Dr Peter Colman, partner and shareholder at Simon-Kucher & Partners, Strategy & Marketing Consultants, speaks about monetising innovation, better pricing strategies and ‘forensic’ data analysis.
Colman joined Simon-Kucher in 2008 and leads the consultancy’s Technology & Industrials practice for the UK.
He specialises in Commercial Excellence programmes to address strategy, sales & marketing, pricing and product management topics.
Colman has worked for corporate clients, private equity-backed companies and venture capital-backed start-ups across Europe and North America.
Prior to joining Simon-Kucher, he worked for digital marketing and technology consultancies focusing on eCommerce and Customer Relationship Management transformation programmes.
The Manufacturer recently chatted with him about servitization and cost-plus pricing versus value based pricing.
How would you describe the current state of UK manufacturing?
It is getting renewed attention, certainly from the government, who are trying to bring more balance into the UK sectors.
There are a lot of exciting developments at the moment: be it additive manufacturing, servitization, digitalisation etc. and our focus is how do we make sure that it leads to increased profitability.
We are helping manufacturers focus on commercial topics. What we hear from our client base is that they’ve spent years on operational excellence and tend to be pretty good at that.
But they have not invested in commercial excellence. So, we are helping the manufacturers’ become more professional at pricing and sales.
What would you describe as being challenging or hindering for the future growth of manufacturing businesses?
The biggest challenge we see is that there are very few firms that have a good handle on how they price their products and services.

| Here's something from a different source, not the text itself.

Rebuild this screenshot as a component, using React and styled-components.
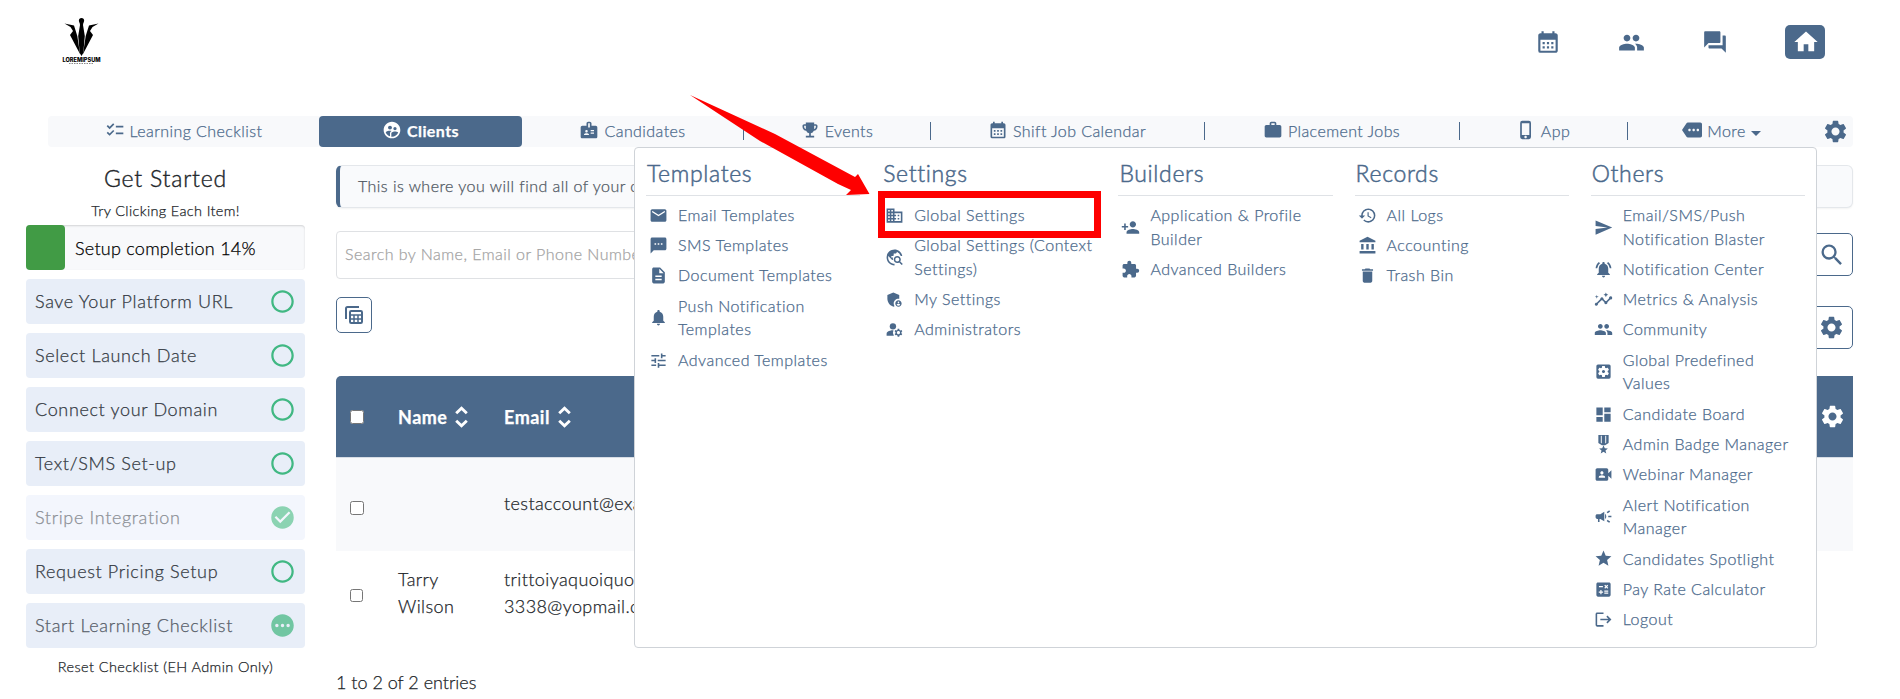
import styled, { createGlobalStyle } from "styled-components";
import {
  MdAccountBalance,
  MdAdminPanelSettings,
  MdBadge,
  MdBusiness,
  MdCalculate,
  MdCalendarMonth,
  MdCampaign,
  MdCheckCircle,
  MdChecklist,
  MdDashboard,
  MdDelete,
  MdDescription,
  MdEmail,
  MdEmojiEvents,
  MdExtension,
  MdHistory,
  MdHome,
  MdInsights,
  MdLogout,
  MdManageAccounts,
  MdMore,
  MdNotifications,
  MdNotificationsActive,
  MdPending,
  MdPeople,
  MdPersonAdd,
  MdPhoneIphone,
  MdQuestionAnswer,
  MdRadioButtonUnchecked,
  MdSearch,
  MdSend,
  MdSettings,
  MdSettingsApplications,
  MdSms,
  MdStar,
  MdSupervisedUserCircle,
  MdTravelExplore,
  MdTune,
  MdVideoCameraFront,
  MdWork,
} from "react-icons/md";

const MedalIcon = () => (
  <svg viewBox="0 0 24 24" fill="currentColor">
    <path d="M5.500 0h13v10L14 13h-4l-4.500-3zM8.600 1v8.800l1.200.8V1zM14.200 1v9.600l1.200-.8V1z" fillRule="evenodd" />
    <path d="M12 13l1.600 3.600 3.900.3-3 2.600 1 4-3.500-2.200-3.500 2.200 1-4-3-2.600 3.900-.3z" />
  </svg>
);

const TablesIcon = () => (
  <svg width="18" height="18" viewBox="0 0 18 18" fill="none" stroke="currentColor">
    <path d="M1 13V2.500Q1 1 2.500 1H14" strokeWidth="2" />
    <rect x="5" y="5" width="12" height="12" rx="1.200" strokeWidth="2" />
    <path d="M5 9h12M5 13h12M9 9v8M13 9v8" strokeWidth="1.500" />
  </svg>
);

const SortIcon = () => (
  <svg width="13" height="22" viewBox="0 0 13 22" fill="none" stroke="currentColor" strokeWidth="2.900">
    <path d="M1.200 7.200l5.300-5 5.300 5M1.200 14.800l5.300 5 5.300-5" />
  </svg>
);

const Logo = () => (
  <LogoSvg viewBox="0 0 44 52">
    <circle cx="20.500" cy="3.500" r="2.600" />
    <path d="M18.500 5h4l-.5 3 1.800 11-1.500 17-1.800 3-1.800-3-1.500-17L19 8z" />
    <path d="M3.500 6.500l9.500 2L16.300 19l2.700 18-10-19 3-4-2.500-4z" />
    <path d="M37.500 6.500l-9.500 2L24.700 19 22 37l10-19-3-4 2.500-4z" />
    <text x="1.500" y="44.500" fontSize="6" fontWeight="800" textLength="38" lengthAdjust="spacingAndGlyphs">
      LOREMIPSUM
    </text>
    <path d="M8 46.500h25" stroke="#888" strokeWidth="1" strokeDasharray="1.500 1" />
  </LogoSvg>
);

const steps = [
  { label: "Save Your Platform URL" },
  { label: "Select Launch Date" },
  { label: "Connect your Domain" },
  { label: "Text/SMS Set-up" },
  { label: "Stripe Integration", status: "done" },
  { label: "Request Pricing Setup" },
  { label: "Start Learning Checklist", status: "pending" },
];

const menu = [
  {
    title: "Templates",
    items: [
      [MdEmail, "Email Templates"],
      [MdSms, "SMS Templates"],
      [MdDescription, "Document Templates"],
      [MdNotifications, "Push Notification", "Templates"],
      [MdTune, "Advanced Templates"],
    ],
  },
  {
    title: "Settings",
    items: [
      [MdBusiness, "Global Settings"],
      [MdTravelExplore, "Global Settings (Context", "Settings)"],
      [MdAdminPanelSettings, "My Settings"],
      [MdManageAccounts, "Administrators"],
    ],
  },
  {
    title: "Builders",
    items: [
      [MdPersonAdd, "Application & Profile", "Builder"],
      [MdExtension, "Advanced Builders"],
    ],
  },
  {
    title: "Records",
    items: [
      [MdHistory, "All Logs"],
      [MdAccountBalance, "Accounting"],
      [MdDelete, "Trash Bin"],
    ],
  },
  {
    title: "Others",
    items: [
      [MdSend, "Email/SMS/Push", "Notification Blaster"],
      [MdNotificationsActive, "Notification Center"],
      [MdInsights, "Metrics & Analysis"],
      [MdPeople, "Community"],
      [MdSettingsApplications, "Global Predefined", "Values"],
      [MdDashboard, "Candidate Board"],
      [MedalIcon, "Admin Badge Manager"],
      [MdVideoCameraFront, "Webinar Manager"],
      [MdCampaign, "Alert Notification", "Manager"],
      [MdStar, "Candidates Spotlight"],
      [MdCalculate, "Pay Rate Calculator"],
      [MdLogout, "Logout"],
    ],
  },
];

const App = () => (
  <Page>
    <GlobalStyle />
    <Header>
      <Logo />
      <HeaderActions>
        <MdCalendarMonth size={26} />
        <MdPeople size={27} />
        <MdQuestionAnswer size={26} />
        <HomeButton>
          <MdHome size={28} />
        </HomeButton>
      </HeaderActions>
    </Header>

    <Nav>
      <Tab $width={271}>
        <MdChecklist />
        <TabText>Learning Checklist</TabText>
      </Tab>
      <Tab $width={203} $active>
        <MdSupervisedUserCircle />
        <TabText>Clients</TabText>
      </Tab>
      <Tab $width={221}>
        <MdBadge />
        <TabText>Candidates</TabText>
      </Tab>
      <Tab $width={187} $divider>
        <MdEmojiEvents />
        <TabText>Events</TabText>
      </Tab>
      <Tab $width={274} $divider>
        <MdCalendarMonth />
        <TabText>Shift Job Calendar</TabText>
      </Tab>
      <Tab $width={255} $divider>
        <MdWork />
        <TabText>Placement Jobs</TabText>
      </Tab>
      <Tab $width={168} $divider>
        <MdPhoneIphone />
        <TabText>App</TabText>
      </Tab>
      <Tab $width={189} $divider>
        <MdMore />
        <TabText>More</TabText>
        <Caret />
      </Tab>
      <NavGear>
        <MdSettings size={27} />
      </NavGear>
    </Nav>

    <Body>
      <Sidebar>
        <SidebarTitle>Get Started</SidebarTitle>
        <SidebarHint>Try Clicking Each Item!</SidebarHint>
        <Progress>
          <ProgressBar />
          <span>Setup completion 14%</span>
        </Progress>
        {steps.map((step) => (
          <Step key={step.label} $status={step.status}>
            <span>{step.label}</span>
            {!step.status && <MdRadioButtonUnchecked size={27} />}
            {step.status === "done" && <MdCheckCircle size={27} />}
            {step.status === "pending" && <MdPending size={27} />}
          </Step>
        ))}
        <ResetLink>Reset Checklist (EH Admin Only)</ResetLink>
      </Sidebar>

      <Main>
        <Notice>This is where you will find all of your clients</Notice>
        <SearchRow>
          <SearchInput placeholder="Search by Name, Email or Phone Number" />
          <SquareButton $size={43}>
            <MdSearch size={28} />
          </SquareButton>
        </SearchRow>
        <ToolRow>
          <SquareButton $size={36}>
            <TablesIcon />
          </SquareButton>
          <SquareButton $size={43} $drop={9}>
            <MdSettings size={27} />
          </SquareButton>
        </ToolRow>
        <TableHead>
          <Check type="checkbox" $size={14} />
          <HeadCell>
            Name <SortIcon />
          </HeadCell>
          <HeadCell>
            Email <SortIcon />
          </HeadCell>
          <MdSettings size={27} />
        </TableHead>
        <TableRow $shaded>
          <Check type="checkbox" $size={14} $drop={6} />
          <span />
          <Cell>testaccount@example.com</Cell>
        </TableRow>
        <TableRow>
          <Check type="checkbox" $size={13} $drop={3} />
          <Cell>
            Tarry
            <br />
            Wilson
          </Cell>
          <Cell>
            trittoiyaquoiquoi-
            <br />
            3338@yopmail.com
          </Cell>
        </TableRow>
        <Entries>1 to 2 of 2 entries</Entries>
      </Main>
    </Body>

    <MegaMenu>
      {menu.map((column) => (
        <MenuColumn key={column.title}>
          <MenuTitle>{column.title}</MenuTitle>
          {column.items.map(([Icon, line, rest]) => (
            <MenuItem key={line} $tall={Boolean(rest)}>
              <Icon />
              <span>
                {line}
                {rest && <br />}
                {rest}
              </span>
            </MenuItem>
          ))}
        </MenuColumn>
      ))}
    </MegaMenu>
    <Highlight />
    <Arrow viewBox="0 0 180 101">
      <path d="M0 0L85 39 165 82 168 79 179.500 99 156 100 161 95 148 89 70 46z" />
    </Arrow>
  </Page>
);

export default App;

const GlobalStyle = createGlobalStyle`
  * {
    box-sizing: border-box;
  }
  body {
    margin: 0;
    background: #fff;
    color: #212529;
    font-family: Lato, "Liberation Sans", sans-serif;
    font-weight: 300;
    -webkit-text-stroke: 0.25px currentColor;
    overflow: hidden;
  }
  svg {
    flex-shrink: 0;
  }
`;
const Page = styled.div`
  position: relative;
  width: 1900px;
  height: 699px;
  overflow: hidden;
`;
const Header = styled.header`
  display: flex;
  justify-content: space-between;
  height: 116px;
  padding: 17px 75px 0 61px;
`;
const LogoSvg = styled.svg`
  width: 44px;
  height: 52px;
  font-family: Inter, sans-serif;
  -webkit-text-stroke: 0;
`;
const HeaderActions = styled.div`
  display: grid;
  grid-template-columns: 83px 84px 84px 40px;
  align-items: center;
  height: 50px;
  color: #4b698b;
  svg {
    margin-left: 1px;
  }
`;
const HomeButton = styled.div`
  display: flex;
  align-items: center;
  justify-content: center;
  width: 40px;
  height: 34px;
  border-radius: 5px;
  color: #fff;
  background: #4b698b;
`;
const Nav = styled.nav`
  display: flex;
  width: 1805px;
  height: 31px;
  margin-left: 48px;
  border-radius: 4px;
  background: #f8f9fb;
`;
const Tab = styled.div`
  display: flex;
  align-items: center;
  justify-content: center;
  gap: 5px;
  width: ${({ $width }) => $width}px;
  border-radius: ${({ $active }) => ($active ? "4px" : "0")};
  color: ${({ $active }) => ($active ? "#fff" : "#4b698b")};
  background-color: ${({ $active }) => ($active ? "#4b698b" : "transparent")};
  font-weight: ${({ $active }) => ($active ? 700 : 300)};
  background-image: ${({ $divider }) =>
    $divider ? "linear-gradient(#4b698b, #4b698b)" : "none"};
  background-size: 1px 18px;
  background-repeat: no-repeat;
  background-position: 0 6px;
  svg {
    width: 20px;
    height: 20px;
    margin-top: -3px;
  }
`;
const TabText = styled.span`
  padding-bottom: 2px;
  font-size: 16px;
  letter-spacing: 0.42px;
`;
const Caret = styled.i`
  border: 5px solid transparent;
  border-top-color: #4b698b;
  border-bottom: 0;
  margin-top: 3px;
`;
const NavGear = styled.div`
  display: flex;
  align-items: center;
  margin-left: 6px;
  color: #4b698b;
`;
const Body = styled.div`
  display: flex;
  gap: 31px;
  padding-left: 26px;
`;
const Sidebar = styled.aside`
  width: 279px;
  padding-top: 16px;
`;
const SidebarTitle = styled.h2`
  margin: 0;
  font-size: 23px;
  font-weight: 300;
  line-height: 31px;
  letter-spacing: 0.8px;
  text-align: center;
  -webkit-text-stroke: 0.4px currentColor;
`;
const SidebarHint = styled.p`
  margin: 0 0 3px;
  padding-top: 5px;
  font-size: 14.500px;
  line-height: 23px;
  letter-spacing: 0.35px;
  text-align: center;
`;
const Progress = styled.div`
  display: flex;
  align-items: center;
  gap: 10px;
  height: 45px;
  border-radius: 4px;
  font-size: 18px;
  letter-spacing: 0.25px;
  color: #000;
  background: #f8f9fb;
  box-shadow: inset 0 1px 2px rgba(0, 0, 0, 0.15);
`;
const ProgressBar = styled.div`
  width: 39px;
  height: 45px;
  border-radius: 4px;
  background: #419b45;
`;
const Step = styled.div`
  display: flex;
  align-items: center;
  justify-content: space-between;
  height: 45px;
  margin-top: 9px;
  padding: 0 9px;
  border-radius: 4px;
  font-size: 18px;
  letter-spacing: 0.65px;
  color: ${({ $status }) =>
    $status === "done" ? "#8c9096" : $status ? "#565d68" : "#343a43"};
  background: ${({ $status }) => ($status === "done" ? "#f3f6fd" : "#e8eef8")};
  span {
    padding-bottom: 1px;
  }
  svg {
    color: ${({ $status }) =>
      $status === "done" ? "#8bd3b2" : $status ? "#71c6a2" : "#41b883"};
  }
`;
const ResetLink = styled.p`
  margin: 8px 0;
  font-size: 14.500px;
  line-height: 22px;
  letter-spacing: 0.4px;
  text-align: center;
`;
const Main = styled.main`
  width: 1517px;
  padding-top: 18px;
`;
const Notice = styled.div`
  height: 43px;
  padding-left: 18px;
  border: 1px solid #e4e7eb;
  border-left: 4px solid #4b698b;
  border-radius: 6px;
  font-size: 16px;
  line-height: 40px;
  letter-spacing: 0.46px;
  color: #4f5762;
  background: #f9fafc;
  box-shadow: 0 1px 2px rgba(0, 0, 0, 0.05);
`;
const SearchRow = styled.div`
  display: flex;
  align-items: flex-start;
  justify-content: space-between;
  margin-top: 23px;
  button {
    margin-top: 2px;
  }
`;
const SearchInput = styled.input`
  width: 1440px;
  height: 48px;
  padding: 0 8px 3px;
  border: 1px solid #dfe1e4;
  border-radius: 4px;
  font: 300 16px Lato, sans-serif;
  letter-spacing: 0.47px;
  &::placeholder {
    color: #a3a3a3;
    -webkit-text-stroke: 0.25px #a3a3a3;
  }
`;
const SquareButton = styled.button`
  display: flex;
  align-items: center;
  justify-content: center;
  width: ${({ $size }) => $size}px;
  height: ${({ $size }) => $size}px;
  margin-top: ${({ $drop }) => $drop || 0}px;
  padding: 0;
  border: 1px solid #4b698b;
  border-radius: 5px;
  color: #4b698b;
  background: #fff;
`;
const ToolRow = styled.div`
  display: flex;
  align-items: flex-start;
  justify-content: space-between;
  height: 79px;
  margin-top: 18px;
`;
const TableHead = styled.div`
  display: grid;
  grid-template-columns: 49px 106px 1fr 34px;
  align-items: center;
  height: 82px;
  padding-left: 13px;
  border-bottom: 1px solid #d7dde5;
  border-radius: 5px 0 0 0;
  color: #fff;
  background: #4b698b;
`;
const HeadCell = styled.div`
  display: flex;
  align-items: center;
  gap: 8px;
  font-size: 18px;
  font-weight: 700;
  letter-spacing: 0.5px;
`;
const TableRow = styled.div`
  display: grid;
  grid-template-columns: 49px 106px 1fr;
  align-items: center;
  height: ${({ $shaded }) => ($shaded ? 93 : 85)}px;
  padding-left: 13px;
  background: ${({ $shaded }) => ($shaded ? "#f8f9fb" : "#fff")};
`;
const Check = styled.input`
  width: ${({ $size }) => $size}px;
  height: ${({ $size }) => $size}px;
  margin: ${({ $drop }) => $drop || 0}px 0 0 1px;
`;
const Cell = styled.span`
  padding-bottom: 2px;
  font-size: 18px;
  line-height: 27px;
  letter-spacing: 0.4px;
`;
const Entries = styled.p`
  margin: 34px 0 0;
  font-size: 18px;
  line-height: 24px;
`;
const MegaMenu = styled.div`
  position: absolute;
  top: 147px;
  left: 634px;
  display: flex;
  gap: 22px;
  width: 1183px;
  height: 501px;
  padding: 10px 11px;
  border: 1px solid #cfd3d8;
  border-radius: 4px;
  color: #4b698b;
  background: #fff;
`;
const MenuColumn = styled.section`
  width: 214.300px;
`;
const MenuTitle = styled.h3`
  height: 38px;
  margin: 0 0 4px;
  padding-left: 1px;
  border-bottom: 1px solid #dfe2e6;
  font-size: 23px;
  font-weight: 300;
  line-height: 30px;
  letter-spacing: 0.65px;
  -webkit-text-stroke: 0.5px currentColor;
`;
const MenuItem = styled.div`
  display: flex;
  align-items: center;
  gap: 10px;
  height: ${({ $tall }) => ($tall ? 54 : 30.300)}px;
  padding-left: 3px;
  font-size: 16px;
  line-height: 23.500px;
  letter-spacing: 0.48px;
  white-space: nowrap;
  span {
    padding-bottom: 1px;
  }
  svg {
    width: 19px;
    height: 19px;
  }
`;
const Highlight = styled.div`
  position: absolute;
  top: 191px;
  left: 878px;
  width: 223px;
  height: 47px;
  border: 7px solid #fe0000;
`;
const Arrow = styled.svg`
  position: absolute;
  top: 95px;
  left: 690px;
  width: 180px;
  height: 101px;
  fill: #fe0000;
`;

On the commercial side, they really don’t have clear, established pricing processes and the sales force tend to struggle when it comes to articulating the value of their offering.
For example, we might help a manufacturer set better list prices, or differentiate their discounts in a smarter way to steer the customer performance or change the inventive plan for the sales force to focus them on more profitable behaviour.
What benefit has automation brought to manufacturing business?
I don’t tend to focus on that from an operational point of view. What is interesting for us is whether manufacturers are intending to pass on any automation cost reduction benefits to their customers via lower prices. That is cost-plus pricing rather than value based price and we would challenge that.
How important is data to your business or to business in general today?
It is extremely important in our client projects. To do pricing well for our clients, we need to use their data (their invoice data), we need to do analysis, we need to be forensic, so that we are not only looking at average margins per product group.
Rather, we are looking at individual prices paid for individual product by a range of customers within a specific sector of the market. We need that insight to come up with the best commercial strategy for each client.